Ora che anche il Trattato Open Skies è stato stracciato, dunque, si annullano gli sforzi nel controllo armamenti realizzati in decenni di trattative, mediazioni e confronti diplomatici. I dubbi ed i sospetti reciproci, prima mitigati con tali accordi, potrebbero innescare valutazioni errate e reazioni spropositate, considerando anche il periodo caratterizzato da un eccesso di false notizie. I progressi realizzati nelle tecnologie satellitari non paiono in grado di surrogare formule e procedure che avevano anche nel contatto diretto uno dei pilastri della fiducia reciproca.

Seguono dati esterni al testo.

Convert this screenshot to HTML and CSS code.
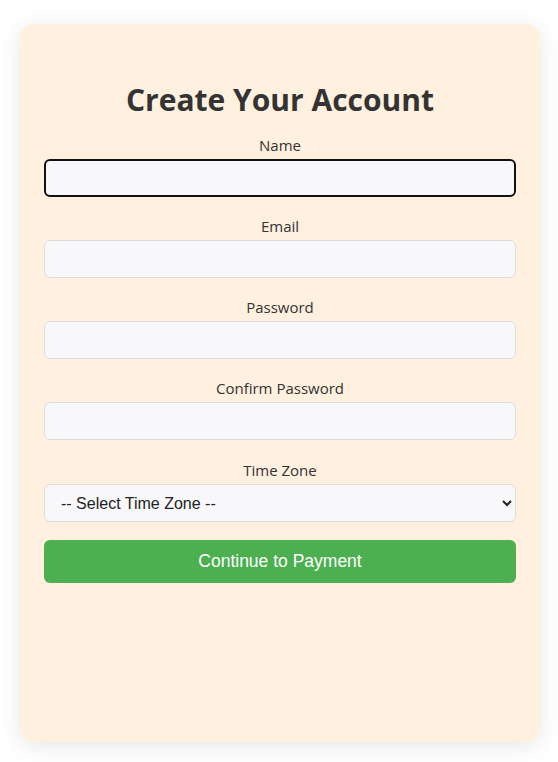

Tutto questo avviene alla vigilia di un nuovo confronto tra Washington e Mosca per l’eventuale estensione del New Start (il Trattato sulla riduzione delle armi strategiche) firmato a Praga nel 2010 e che andrà a scadenza nel febbraio del prossimo anno. Tale accordo Usa–Russia limita a 1.550 il numero di testate atomiche per parte. Questo Trattato valse all’ex presidente, Barack Obama, il premio Nobel per la pace e, fino ad ora, si è registrata una costante contrarietà dell’attuale inquilino della Casa Bianca agli atti del suo predecessore, soprattutto in politica estera. Palese l’intenzione del presidente Trump di lasciare anche tale accordo, ma si sa che il nuovo anno porterà un nuovo inquilino alla Casa Bianca.